43.11.1. Table of Content#

  • What is machine learning?

  • Difference between AI, data science, ML and DL

  • Difference between ML and ordinary programming

  • Key terminology

  • Applications of machine learning

  • Types of machine learning

  • A typical machine learning project workflow

43.11.2. What is Machine Learning#

  • Machine learning is a new programming paradigm in which instead of explicitly programming computers to perform some tasks, we let them learn from data in order to find the underlying patterns in the data

  • In few words, machine learning is the science of giving the machine the ability to reason about the data

43.11.3. What is Machine Learning#

  • The term machine learning was coined by Arthur Samuel in 1959. At that time, Arthur defined machine learning as a:

Field of study that gives computers the ability to learn without being explicitly programmed.
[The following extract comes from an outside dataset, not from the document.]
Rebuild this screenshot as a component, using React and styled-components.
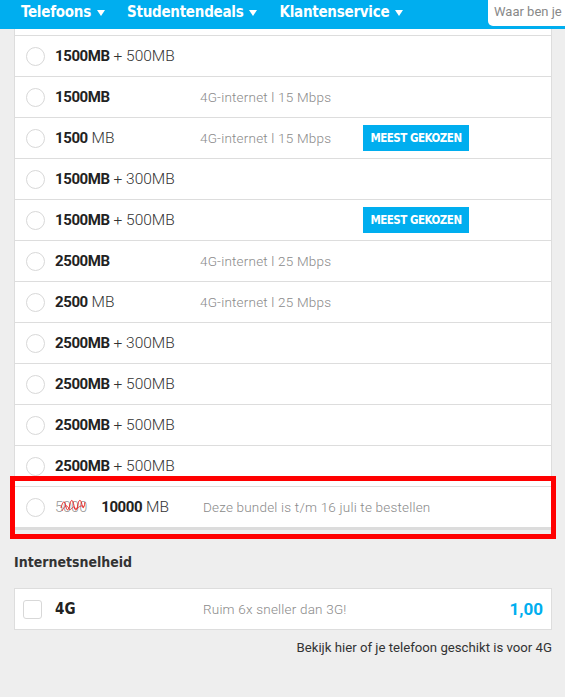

43.11.4. What is Machine Learning#

  • A more technical definition of machine learning was provided by Tom M. Mitchell in 1997. Here is how Tom defined machine learning:

A computer program is said to learn from experience E with respect to some task T and some performance measure P, if its performance on T, as measured by P, improves with experience E.

43.11.5. What is Machine Learning#

  • Wikipedia provides a much clearer definition of machine learning:

Machine learning (ML) is the study of computer algorithms that improve automatically through experience and by the use of data. It is seen as a part of artificial intelligence. Machine learning algorithms build a model based on sample data, known as “training data”, in order to make predictions or decisions without being explicitly programmed to do so. - Wikipedia.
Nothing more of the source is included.